Giant twinkling stars and bright white lights line Bristol’s streets, where visitors stop in cute little shops and admire decorated Colonial homes. But first — brunch: Head to the kid-friendly Beehive Café (10 Franklin St.), where servers hand out toy animals at the front counter to mark orders while guests wait for freshly baked pastries and dishes like butternut squash cornbread hash served with eggs.
Next up is some shopping: Mosey over to Harbor Bath and Body (251 Thames St.) for skincare products from Rhode Island-based brands like Farmaesthetics and Rhode Island Soapworks, then swing by Kate and Company (301 Hope St.) for gourmet food products, clothing, and luxe vegan handbags.
Cap off the day by admiring yuletide finery at the Linden Place Museum (500 Hope St.), where there’s a Holiday Family Day from 1 to 3 p.m. on Dec. 9 that includes photos with Santa, scavenger hunts, and treats. The decked-out Blithewoldmansion, gardens, and arboretum (101 Ferry Road) also hosts live holiday music in the living room on Saturdays and Sundays from 3 to 4 p.m.
Providence’s friendly neighborhoods overflow with jolly personality.
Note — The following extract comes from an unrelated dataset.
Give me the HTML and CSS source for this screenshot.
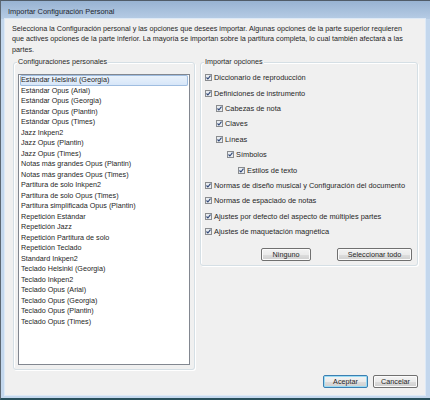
FILE: index.html
```html
<!DOCTYPE html>
<html lang="es">
<head>
<meta charset="utf-8">
<title>Importar Configuración Personal</title>
<link rel="stylesheet" href="styles.css">
</head>
<body>
<div class="window">
  <div class="titlebar">Importar Configuración Personal</div>
  <div class="client">
    <p class="intro">Selecciona la Configuración personal y las opciones que desees importar. Algunas opciones de la parte superior requieren<br>que actives opciones de la parte inferior. La mayoría se importan sobre la partitura completa, lo cual también afectará a las<br>partes.</p>
    <div class="groups">
      <div class="group group-left">
        <span class="group-title">Configuraciones personales</span>
        <ul class="listbox">
          <li class="selected">Estándar Helsinki (Georgia)</li>
          <li>Estándar Opus (Arial)</li>
          <li>Estándar Opus (Georgia)</li>
          <li>Estándar Opus (Plantin)</li>
          <li>Estándar Opus (Times)</li>
          <li>Jazz Inkpen2</li>
          <li>Jazz Opus (Plantin)</li>
          <li>Jazz Opus (Times)</li>
          <li>Notas más grandes Opus (Plantin)</li>
          <li>Notas más grandes Opus (Times)</li>
          <li>Partitura de solo Inkpen2</li>
          <li>Partitura de solo Opus (Times)</li>
          <li>Partitura simplificada Opus (Plantin)</li>
          <li>Repetición Estándar</li>
          <li>Repetición Jazz</li>
          <li>Repetición Partitura de solo</li>
          <li>Repetición Teclado</li>
          <li>Standard Inkpen2</li>
          <li>Teclado Helsinki (Georgia)</li>
          <li>Teclado Inkpen2</li>
          <li>Teclado Opus (Arial)</li>
          <li>Teclado Opus (Georgia)</li>
          <li>Teclado Opus (Plantin)</li>
          <li>Teclado Opus (Times)</li>
        </ul>
      </div>
      <div class="group group-right">
        <span class="group-title">Importar opciones</span>
        <ul class="options">
          <li class="lvl0"><svg class="check" viewBox="0 0 7 7"><rect x="0.5" y="0.5" width="6" height="6" fill="#e8ecf0" stroke="#8a8c8f"/><path d="M1.5 3.5 L2.9 5 L5.5 1.7" fill="none" stroke="#2f4677" stroke-width="1.1"/></svg>Diccionario de reproducción</li>
          <li class="lvl0"><svg class="check" viewBox="0 0 7 7"><rect x="0.5" y="0.5" width="6" height="6" fill="#e8ecf0" stroke="#8a8c8f"/><path d="M1.5 3.5 L2.9 5 L5.5 1.7" fill="none" stroke="#2f4677" stroke-width="1.1"/></svg>Definiciones de instrumento</li>
          <li class="lvl1"><svg class="check" viewBox="0 0 7 7"><rect x="0.5" y="0.5" width="6" height="6" fill="#e8ecf0" stroke="#8a8c8f"/><path d="M1.5 3.5 L2.9 5 L5.5 1.7" fill="none" stroke="#2f4677" stroke-width="1.1"/></svg>Cabezas de nota</li>
          <li class="lvl1"><svg class="check" viewBox="0 0 7 7"><rect x="0.5" y="0.5" width="6" height="6" fill="#e8ecf0" stroke="#8a8c8f"/><path d="M1.5 3.5 L2.9 5 L5.5 1.7" fill="none" stroke="#2f4677" stroke-width="1.1"/></svg>Claves</li>
          <li class="lvl1"><svg class="check" viewBox="0 0 7 7"><rect x="0.5" y="0.5" width="6" height="6" fill="#e8ecf0" stroke="#8a8c8f"/><path d="M1.5 3.5 L2.9 5 L5.5 1.7" fill="none" stroke="#2f4677" stroke-width="1.1"/></svg>Líneas</li>
          <li class="lvl2"><svg class="check" viewBox="0 0 7 7"><rect x="0.5" y="0.5" width="6" height="6" fill="#e8ecf0" stroke="#8a8c8f"/><path d="M1.5 3.5 L2.9 5 L5.5 1.7" fill="none" stroke="#2f4677" stroke-width="1.1"/></svg>Símbolos</li>
          <li class="lvl3"><svg class="check" viewBox="0 0 7 7"><rect x="0.5" y="0.5" width="6" height="6" fill="#e8ecf0" stroke="#8a8c8f"/><path d="M1.5 3.5 L2.9 5 L5.5 1.7" fill="none" stroke="#2f4677" stroke-width="1.1"/></svg>Estilos de texto</li>
          <li class="lvl0"><svg class="check" viewBox="0 0 7 7"><rect x="0.5" y="0.5" width="6" height="6" fill="#e8ecf0" stroke="#8a8c8f"/><path d="M1.5 3.5 L2.9 5 L5.5 1.7" fill="none" stroke="#2f4677" stroke-width="1.1"/></svg>Normas de diseño musical y Configuración del documento</li>
          <li class="lvl0"><svg class="check" viewBox="0 0 7 7"><rect x="0.5" y="0.5" width="6" height="6" fill="#e8ecf0" stroke="#8a8c8f"/><path d="M1.5 3.5 L2.9 5 L5.5 1.7" fill="none" stroke="#2f4677" stroke-width="1.1"/></svg>Normas de espaciado de notas</li>
          <li class="lvl0"><svg class="check" viewBox="0 0 7 7"><rect x="0.5" y="0.5" width="6" height="6" fill="#e8ecf0" stroke="#8a8c8f"/><path d="M1.5 3.5 L2.9 5 L5.5 1.7" fill="none" stroke="#2f4677" stroke-width="1.1"/></svg>Ajustes por defecto del aspecto de múltiples partes</li>
          <li class="lvl0"><svg class="check" viewBox="0 0 7 7"><rect x="0.5" y="0.5" width="6" height="6" fill="#e8ecf0" stroke="#8a8c8f"/><path d="M1.5 3.5 L2.9 5 L5.5 1.7" fill="none" stroke="#2f4677" stroke-width="1.1"/></svg>Ajustes de maquetación magnética</li>
        </ul>
        <div class="group-buttons">
          <button class="btn btn-none">Ninguno</button>
          <button class="btn btn-all">Seleccionar todo</button>
        </div>
      </div>
    </div>
    <div class="footer">
      <button class="btn btn-default">Aceptar</button>
      <button class="btn">Cancelar</button>
    </div>
  </div>
</div>
</body>
</html>
```

FILE: styles.css
```css
* {
  box-sizing: border-box;
}

html,
body {
  margin: 0;
  padding: 0;
}

body {
  width: 430px;
  height: 400px;
  overflow: hidden;
  background: #2a5360;
  font-family: "Liberation Sans", Arial, sans-serif;
  font-size: 7.2px;
  color: #262626;
}

.window {
  width: 430px;
  height: 400px;
  display: flex;
  flex-direction: column;
  border-top: 1px solid #505c68;
  border-left: 1px solid #5d6873;
  border-bottom: 2px solid #28505c;
  background: #c3d7ed;
}

.titlebar {
  flex: none;
  height: 18px;
  padding: 4px 0 0 7px;
  line-height: 14px;
  font-size: 7.4px;
  color: #1e2630;
  background: linear-gradient(to bottom, #98b3d2, #b6cce5);
}

.client {
  flex: 1;
  margin: 0 5px 3px 4px;
  background: #f0f0f0;
  display: flex;
  flex-direction: column;
  box-shadow: 0 0 0 1px #dde9f6;
}

.intro {
  margin: 0;
  padding: 5px 0 0 7px;
  line-height: 10.4px;
  white-space: nowrap;
}

.groups {
  display: flex;
  align-items: flex-start;
  gap: 5px;
  margin: 6.8px 7px 0 8px;
}

.group {
  position: relative;
  border: 1px solid #d5dfe5;
  border-radius: 3px;
  box-shadow: inset 1px 1px 0 #fff, 1px 1px 0 #fff;
}

.group-title {
  position: absolute;
  top: -6px;
  left: 3px;
  padding: 0 1px;
  line-height: 9px;
  font-size: 7.2px;
  background: #f0f0f0;
  color: #2a2a2a;
  white-space: nowrap;
}

.group-left {
  width: 182px;
  height: 308px;
  padding: 11px 4px 4px 4px;
}

.listbox {
  list-style: none;
  margin: 0;
  padding: 0 1px;
  height: 100%;
  background: #fff;
  border: 1px solid #828790;
}

.listbox li {
  height: 10.5px;
  line-height: 10.5px;
  padding-left: 1px;
  white-space: nowrap;
}

.listbox li.selected {
  background: linear-gradient(#ebf3fc, #d5e5f8);
  box-shadow: inset 0 0 0 1px #9fbde0;
  border-radius: 2px;
}

.group-right {
  width: 218px;
  height: 204px;
  padding: 7px 5px 4px 4px;
  display: flex;
  flex-direction: column;
  font-size: 7.4px;
}

.options {
  list-style: none;
  margin: 0;
  padding: 0;
}

.options li {
  height: 15.4px;
  display: flex;
  align-items: center;
  gap: 2px;
  white-space: nowrap;
}

.options .check {
  width: 7px;
  height: 7px;
  flex: none;
}

.options .lvl1 {
  padding-left: 11px;
}

.options .lvl2 {
  padding-left: 22px;
}

.options .lvl3 {
  padding-left: 33px;
}

.group-buttons {
  margin-top: auto;
  display: flex;
  justify-content: flex-end;
  gap: 26px;
}

.btn {
  height: 13px;
  padding: 0;
  margin: 0;
  font: inherit;
  font-size: 7.2px;
  line-height: 11px;
  color: #262626;
  border: 1px solid #707070;
  border-radius: 2px;
  background: linear-gradient(#f3f3f3 0%, #ebebeb 50%, #dddddd 51%, #cfcfcf 100%);
  box-shadow: inset 0 0 0 1px #fbfbfb;
}

.btn-none {
  width: 50px;
}

.btn-all {
  width: 75px;
}

.footer {
  display: flex;
  justify-content: flex-end;
  gap: 5px;
  margin: 5px 7px 0 0;
}

.footer .btn {
  width: 45px;
}

.footer .btn-default {
  border-color: #3c7fb1;
  box-shadow: inset 0 0 0 1px #9adcf5;
}
```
Skate with Santa at the Providence Rink at the Alex and Ani City Center (2 Kennedy Plaza) on Dec. 16 and 23 from noon to 2 p.m., then hit up Westminster Street to shop at stylish women’s boutique Queen of Hearts (222 Westminster St.), or Craftland (212 Westminster St.), which is a hub for artists to sell wares like hand-drawn holiday cards and quirky onesies. On Dec. 10, 16, and 17, the Providence Flea Holiday Markets fill Hope High School (324 Hope St.) with 60-plus artists, vintage vendors, and a rotating lineup of the city’s most popular food trucks.
Hope Street is a foodie mecca, too. Stock Culinary Goods (756 Hope St.) touts everything from heirloom-worthy copper pots and pans from East Coast Tinning to nifty cookie cutters in all shapes and sizes, and Olive del Mondo (815 Hope St.) pours tastes of artisanal olive oil and balsamic vinegar from around the world.
Back downtown, top off a day of shopping with a theater-friendly prix fixe at Gracie’s(194 Washington St.), followed by a showing of A Christmas Carol at Trinity Repertory Company (201 Washington St.), showing Wednesday through Sunday nights through Dec. 31.
5. North Kingstown and Wickford Village
Backdropped by the harbor, Wickford’s decked-out 18th-century homes and historic churches create a holiday scene worthy of a Christmas card. So do the village’s Christmas-themed window displays and doorways hung with holly. Step into the setting of a bygone era when you shop for handcrafted jewelry from designers at JW Graham (26 Brown St.), unusual Christmas ornaments at Different Drummer (7 West Main St.), and toys and designer kids’ duds at Teddy Bearskins (17 Brown St.).
Once your arms are heavy with shopping bags, slide into a table at neighborhood hotspot Tate’s (64 Brown St.) for Italian food, or grab a sandwich and coffee at friendly Shayna’s Place (45 Brown St.).
Finish the day off down the road in South Kingstown for Whalers Brewing Company’s Field of Artisans Holiday Markets (1174 Kingstown Road, South Kingstown) on Dec. 10 and 17 from 11:30 a.m. to 4:30 p.m. Sip Rhode Island-brewed craft beers while shopping for locally made art, jewelry, and gifts.